Aim -
Print every entry word for word, but omit the pictures.
* start Recorded data *
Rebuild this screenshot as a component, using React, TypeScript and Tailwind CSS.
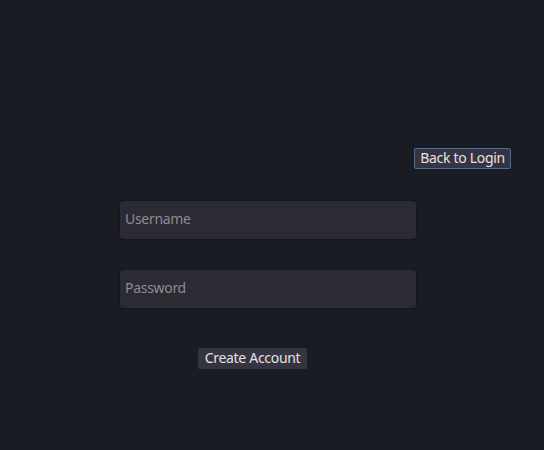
export default function App() {
  return (
    <div
      className="w-[544px] h-[450px] bg-[#1a1c24] flex flex-col text-[14px] tracking-[-0.3px]"
      style={{ fontFamily: '"Noto Sans", "Open Sans", sans-serif' }}
    >
      <div className="flex justify-end pt-[148px] pr-[33px]">
        <button className="h-[21px] w-[97px] rounded-[2px] bg-[#363441] border border-[#526c8b] text-[#e2e2e4] leading-none flex items-center justify-center pb-[1px]">
          Back to Login
        </button>
      </div>

      <div className="mt-[32px] ml-[120px] w-[296px] h-[38px] rounded-[3px] bg-[#2c2a33] shadow-[0_0_2px_rgba(0,0,0,0.5)] flex items-center px-[5px] pb-[3px]">
        <span className="text-[#8e8c95]">Username</span>
      </div>

      <div className="mt-[31px] ml-[120px] w-[296px] h-[38px] rounded-[3px] bg-[#2c2a33] shadow-[0_0_2px_rgba(0,0,0,0.5)] flex items-center px-[5px] pb-[3px]">
        <span className="text-[#8e8c95]">Password</span>
      </div>

      <div className="mt-[40px] ml-[198px]">
        <button className="h-[21px] w-[109px] rounded-[2px] bg-[#363441] text-[#e2e2e4] leading-none flex items-center justify-center pb-[1px]">
          Create Account
        </button>
      </div>
    </div>
  )
}
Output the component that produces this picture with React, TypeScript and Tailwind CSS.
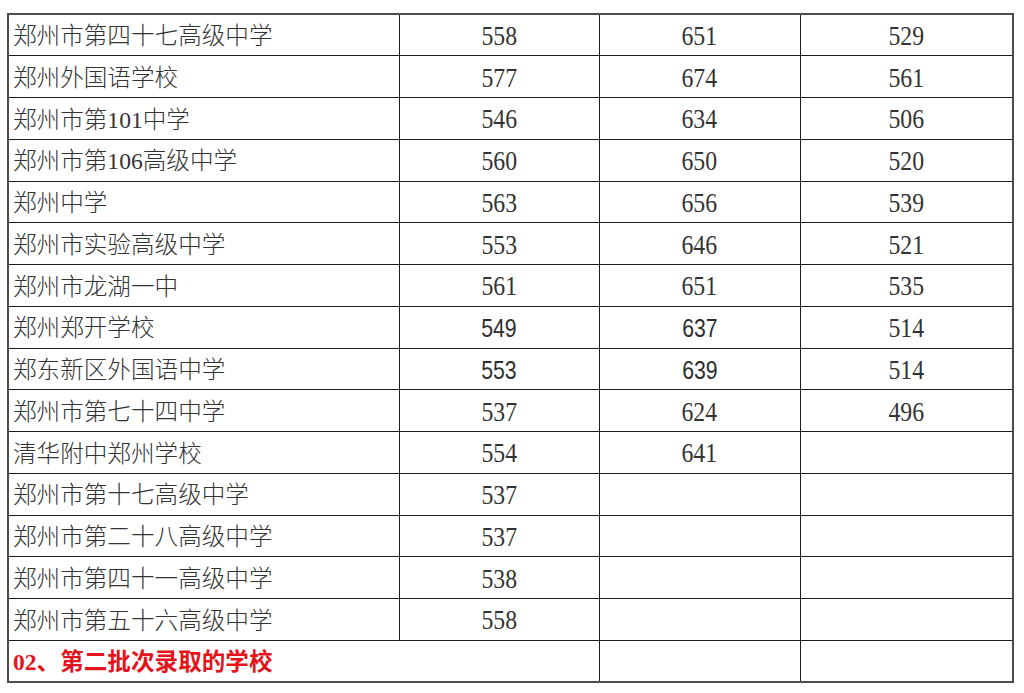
import React from "react";

type Row = {
  name: string;
  a?: string;
  b?: string;
  c?: string;
  sans?: boolean;
};

const rows: Row[] = [
  { name: "郑州市第四十七高级中学", a: "558", b: "651", c: "529" },
  { name: "郑州外国语学校", a: "577", b: "674", c: "561" },
  { name: "郑州市第101中学", a: "546", b: "634", c: "506" },
  { name: "郑州市第106高级中学", a: "560", b: "650", c: "520" },
  { name: "郑州中学", a: "563", b: "656", c: "539" },
  { name: "郑州市实验高级中学", a: "553", b: "646", c: "521" },
  { name: "郑州市龙湖一中", a: "561", b: "651", c: "535" },
  { name: "郑州郑开学校", a: "549", b: "637", c: "514", sans: true },
  { name: "郑东新区外国语中学", a: "553", b: "639", c: "514", sans: true },
  { name: "郑州市第七十四中学", a: "537", b: "624", c: "496" },
  { name: "清华附中郑州学校", a: "554", b: "641" },
  { name: "郑州市第十七高级中学", a: "537" },
  { name: "郑州市第二十八高级中学", a: "537" },
  { name: "郑州市第四十一高级中学", a: "538" },
  { name: "郑州市第五十六高级中学", a: "558" },
];

function Num({ v, sans }: { v?: string; sans?: boolean }) {
  if (!v) return null;
  if (sans) {
    return (
      <span className="inline-block scale-x-[0.85] font-['Liberation_Sans',sans-serif] text-[25px] text-[#2e2e2e]">
        {v}
      </span>
    );
  }
  return (
    <span className="inline-block scale-x-[0.88] font-['Liberation_Serif',serif] text-[27px] text-[#333]">
      {v}
    </span>
  );
}

export default function App() {
  const cell = "border border-[#1c1c1c] p-0 pt-[3px] text-center align-middle leading-none";
  return (
    <div className="h-[693px] w-[1024px] bg-white pt-[13px] pl-[7px]">
      <table className="w-[1005px] table-fixed border-collapse border-2 border-[#4d4d4d]">
        <colgroup>
          <col className="w-[391px]" />
          <col className="w-[200px]" />
          <col className="w-[201px]" />
          <col className="w-[213px]" />
        </colgroup>
        <tbody>
          {rows.map((r) => (
            <tr key={r.name} className="h-[41.75px]">
              <td className="border border-[#1c1c1c] p-0 pt-[4px] pl-[4px] text-left align-middle leading-none">
                <span className="font-['Liberation_Serif','Noto_Sans_CJK_SC',serif] text-[23.6px] font-light text-[#333]">
                  {r.name}
                </span>
              </td>
              <td className={cell}>
                <Num v={r.a} sans={r.sans} />
              </td>
              <td className={cell}>
                <Num v={r.b} sans={r.sans} />
              </td>
              <td className={cell}>
                <Num v={r.c} />
              </td>
            </tr>
          ))}
          <tr className="h-[41.75px]">
            <td
              colSpan={2}
              className="border border-[#1c1c1c] p-0 pt-[3px] pl-[4px] text-left align-middle leading-none"
            >
              <span className="font-['Liberation_Serif','Noto_Sans_CJK_SC',serif] text-[23.6px] font-bold text-[#e3141c]">
                02、第二批次录取的学校
              </span>
            </td>
            <td className={cell}></td>
            <td className={cell}></td>
          </tr>
        </tbody>
      </table>
    </div>
  );
}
* end Recorded data *
Result of the task -
Rebuild this screenshot as a component, using React, TypeScript and Tailwind CSS.
export default function App() {
  return (
    <div
      className="w-[544px] h-[450px] bg-[#1a1c24] flex flex-col text-[14px] tracking-[-0.3px]"
      style={{ fontFamily: '"Noto Sans", "Open Sans", sans-serif' }}
    >
      <div className="flex justify-end pt-[148px] pr-[33px]">
        <button className="h-[21px] w-[97px] rounded-[2px] bg-[#363441] border border-[#526c8b] text-[#e2e2e4] leading-none flex items-center justify-center pb-[1px]">
          Back to Login
        </button>
      </div>

      <div className="mt-[32px] ml-[120px] w-[296px] h-[38px] rounded-[3px] bg-[#2c2a33] shadow-[0_0_2px_rgba(0,0,0,0.5)] flex items-center px-[5px] pb-[3px]">
        <span className="text-[#8e8c95]">Username</span>
      </div>

      <div className="mt-[31px] ml-[120px] w-[296px] h-[38px] rounded-[3px] bg-[#2c2a33] shadow-[0_0_2px_rgba(0,0,0,0.5)] flex items-center px-[5px] pb-[3px]">
        <span className="text-[#8e8c95]">Password</span>
      </div>

      <div className="mt-[40px] ml-[198px]">
        <button className="h-[21px] w-[109px] rounded-[2px] bg-[#363441] text-[#e2e2e4] leading-none flex items-center justify-center pb-[1px]">
          Create Account
        </button>
      </div>
    </div>
  )
}
Output the component that produces this picture with React, TypeScript and Tailwind CSS.
import React from "react";

type Row = {
  name: string;
  a?: string;
  b?: string;
  c?: string;
  sans?: boolean;
};

const rows: Row[] = [
  { name: "郑州市第四十七高级中学", a: "558", b: "651", c: "529" },
  { name: "郑州外国语学校", a: "577", b: "674", c: "561" },
  { name: "郑州市第101中学", a: "546", b: "634", c: "506" },
  { name: "郑州市第106高级中学", a: "560", b: "650", c: "520" },
  { name: "郑州中学", a: "563", b: "656", c: "539" },
  { name: "郑州市实验高级中学", a: "553", b: "646", c: "521" },
  { name: "郑州市龙湖一中", a: "561", b: "651", c: "535" },
  { name: "郑州郑开学校", a: "549", b: "637", c: "514", sans: true },
  { name: "郑东新区外国语中学", a: "553", b: "639", c: "514", sans: true },
  { name: "郑州市第七十四中学", a: "537", b: "624", c: "496" },
  { name: "清华附中郑州学校", a: "554", b: "641" },
  { name: "郑州市第十七高级中学", a: "537" },
  { name: "郑州市第二十八高级中学", a: "537" },
  { name: "郑州市第四十一高级中学", a: "538" },
  { name: "郑州市第五十六高级中学", a: "558" },
];

function Num({ v, sans }: { v?: string; sans?: boolean }) {
  if (!v) return null;
  if (sans) {
    return (
      <span className="inline-block scale-x-[0.85] font-['Liberation_Sans',sans-serif] text-[25px] text-[#2e2e2e]">
        {v}
      </span>
    );
  }
  return (
    <span className="inline-block scale-x-[0.88] font-['Liberation_Serif',serif] text-[27px] text-[#333]">
      {v}
    </span>
  );
}

export default function App() {
  const cell = "border border-[#1c1c1c] p-0 pt-[3px] text-center align-middle leading-none";
  return (
    <div className="h-[693px] w-[1024px] bg-white pt-[13px] pl-[7px]">
      <table className="w-[1005px] table-fixed border-collapse border-2 border-[#4d4d4d]">
        <colgroup>
          <col className="w-[391px]" />
          <col className="w-[200px]" />
          <col className="w-[201px]" />
          <col className="w-[213px]" />
        </colgroup>
        <tbody>
          {rows.map((r) => (
            <tr key={r.name} className="h-[41.75px]">
              <td className="border border-[#1c1c1c] p-0 pt-[4px] pl-[4px] text-left align-middle leading-none">
                <span className="font-['Liberation_Serif','Noto_Sans_CJK_SC',serif] text-[23.6px] font-light text-[#333]">
                  {r.name}
                </span>
              </td>
              <td className={cell}>
                <Num v={r.a} sans={r.sans} />
              </td>
              <td className={cell}>
                <Num v={r.b} sans={r.sans} />
              </td>
              <td className={cell}>
                <Num v={r.c} />
              </td>
            </tr>
          ))}
          <tr className="h-[41.75px]">
            <td
              colSpan={2}
              className="border border-[#1c1c1c] p-0 pt-[3px] pl-[4px] text-left align-middle leading-none"
            >
              <span className="font-['Liberation_Serif','Noto_Sans_CJK_SC',serif] text-[23.6px] font-bold text-[#e3141c]">
                02、第二批次录取的学校
              </span>
            </td>
            <td className={cell}></td>
            <td className={cell}></td>
          </tr>
        </tbody>
      </table>
    </div>
  );
}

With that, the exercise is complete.